* [Records for the task]:
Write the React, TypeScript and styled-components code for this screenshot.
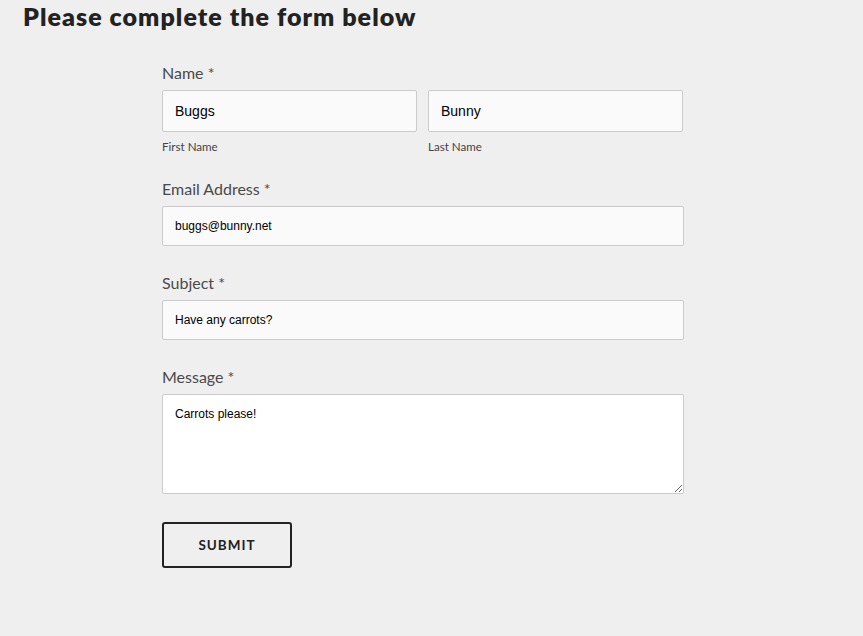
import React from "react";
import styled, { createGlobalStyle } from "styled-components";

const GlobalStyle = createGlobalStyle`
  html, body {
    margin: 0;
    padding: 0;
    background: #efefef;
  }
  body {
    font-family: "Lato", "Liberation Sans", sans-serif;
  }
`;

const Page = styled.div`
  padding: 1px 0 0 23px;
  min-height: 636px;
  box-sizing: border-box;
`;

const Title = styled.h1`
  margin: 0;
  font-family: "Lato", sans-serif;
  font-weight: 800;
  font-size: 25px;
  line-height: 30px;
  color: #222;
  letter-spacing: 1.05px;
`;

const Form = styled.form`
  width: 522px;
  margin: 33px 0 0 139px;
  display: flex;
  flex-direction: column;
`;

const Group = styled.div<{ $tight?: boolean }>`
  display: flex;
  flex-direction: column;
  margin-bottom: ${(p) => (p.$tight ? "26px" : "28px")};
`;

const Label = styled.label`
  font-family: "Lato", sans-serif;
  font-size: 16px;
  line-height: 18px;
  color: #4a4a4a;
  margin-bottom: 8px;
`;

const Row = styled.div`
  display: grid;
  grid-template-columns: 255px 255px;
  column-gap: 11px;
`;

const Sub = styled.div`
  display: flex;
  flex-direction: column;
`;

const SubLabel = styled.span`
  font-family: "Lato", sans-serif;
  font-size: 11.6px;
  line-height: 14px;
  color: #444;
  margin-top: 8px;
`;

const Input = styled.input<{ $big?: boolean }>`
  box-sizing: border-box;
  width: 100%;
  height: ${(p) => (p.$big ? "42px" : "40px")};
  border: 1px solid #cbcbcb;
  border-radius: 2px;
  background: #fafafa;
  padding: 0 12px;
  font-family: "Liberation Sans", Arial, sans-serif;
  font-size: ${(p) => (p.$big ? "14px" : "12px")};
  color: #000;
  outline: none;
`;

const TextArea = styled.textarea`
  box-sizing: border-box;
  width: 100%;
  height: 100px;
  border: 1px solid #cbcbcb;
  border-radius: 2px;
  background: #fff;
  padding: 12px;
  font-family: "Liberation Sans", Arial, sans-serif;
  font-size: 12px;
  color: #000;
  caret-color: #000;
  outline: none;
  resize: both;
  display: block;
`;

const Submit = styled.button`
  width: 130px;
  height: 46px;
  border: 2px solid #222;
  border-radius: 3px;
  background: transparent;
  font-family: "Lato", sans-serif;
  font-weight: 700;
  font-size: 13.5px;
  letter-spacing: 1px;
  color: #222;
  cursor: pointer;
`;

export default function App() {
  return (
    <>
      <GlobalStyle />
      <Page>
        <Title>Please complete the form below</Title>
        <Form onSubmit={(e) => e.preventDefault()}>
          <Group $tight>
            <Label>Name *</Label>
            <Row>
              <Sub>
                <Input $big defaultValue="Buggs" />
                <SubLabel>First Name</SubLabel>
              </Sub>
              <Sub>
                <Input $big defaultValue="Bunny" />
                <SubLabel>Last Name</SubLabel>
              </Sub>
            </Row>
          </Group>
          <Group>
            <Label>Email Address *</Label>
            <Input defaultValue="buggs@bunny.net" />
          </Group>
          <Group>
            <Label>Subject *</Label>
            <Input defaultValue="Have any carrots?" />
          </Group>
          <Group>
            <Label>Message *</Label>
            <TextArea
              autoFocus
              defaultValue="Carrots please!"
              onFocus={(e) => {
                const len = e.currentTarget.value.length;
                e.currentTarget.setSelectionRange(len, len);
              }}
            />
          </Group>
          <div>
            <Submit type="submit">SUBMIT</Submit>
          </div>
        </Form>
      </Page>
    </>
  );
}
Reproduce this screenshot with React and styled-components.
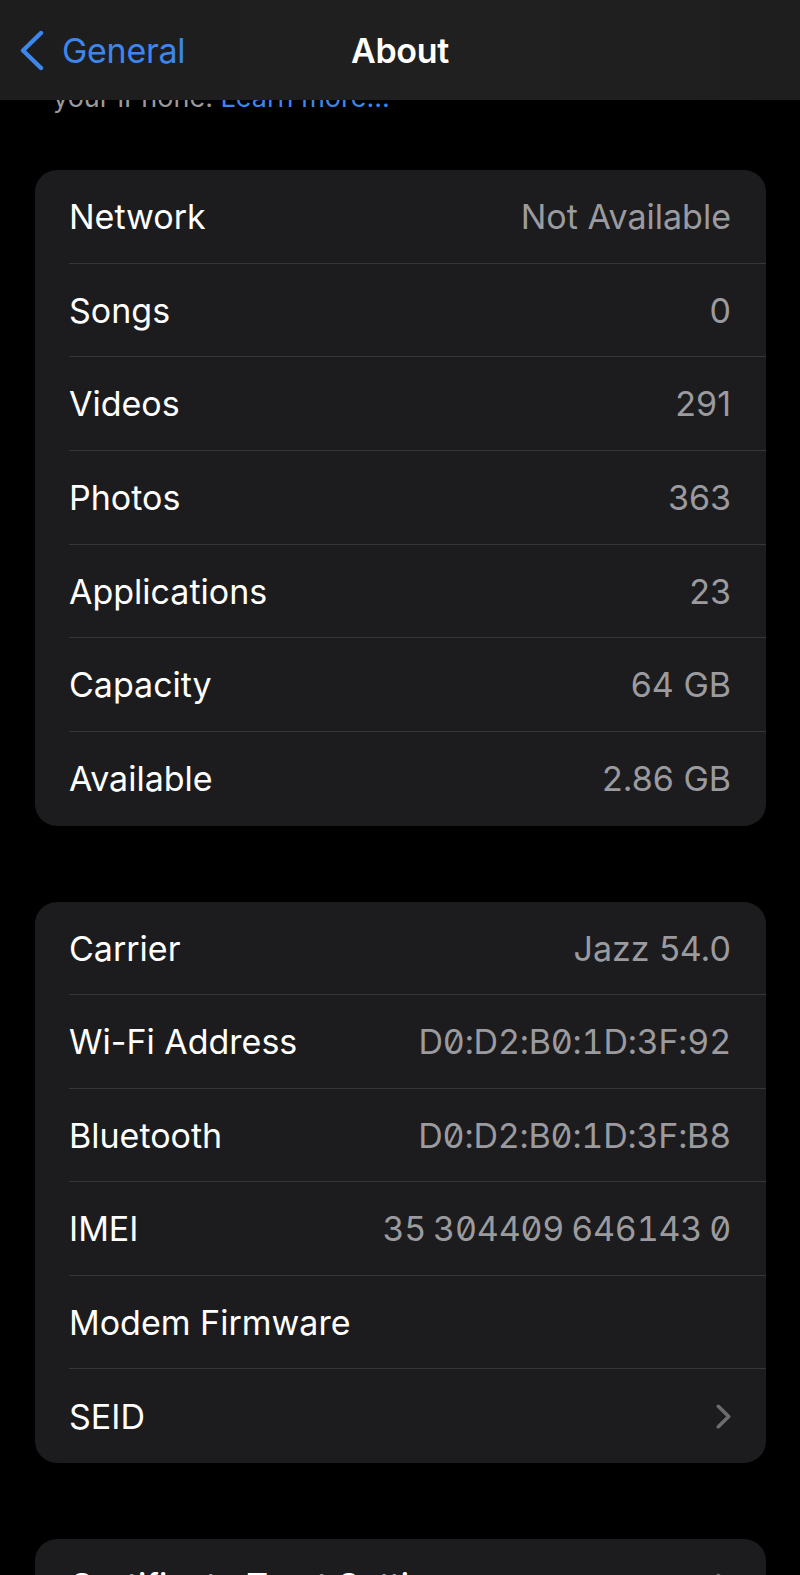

* [Set problem]:
Go through the material and select each line with the string "components" in it.

* [Exercise answer]:
Write the React, TypeScript and styled-components code for this screenshot.
import styled, { createGlobalStyle } from "styled-components";
Reproduce this screenshot with React and styled-components.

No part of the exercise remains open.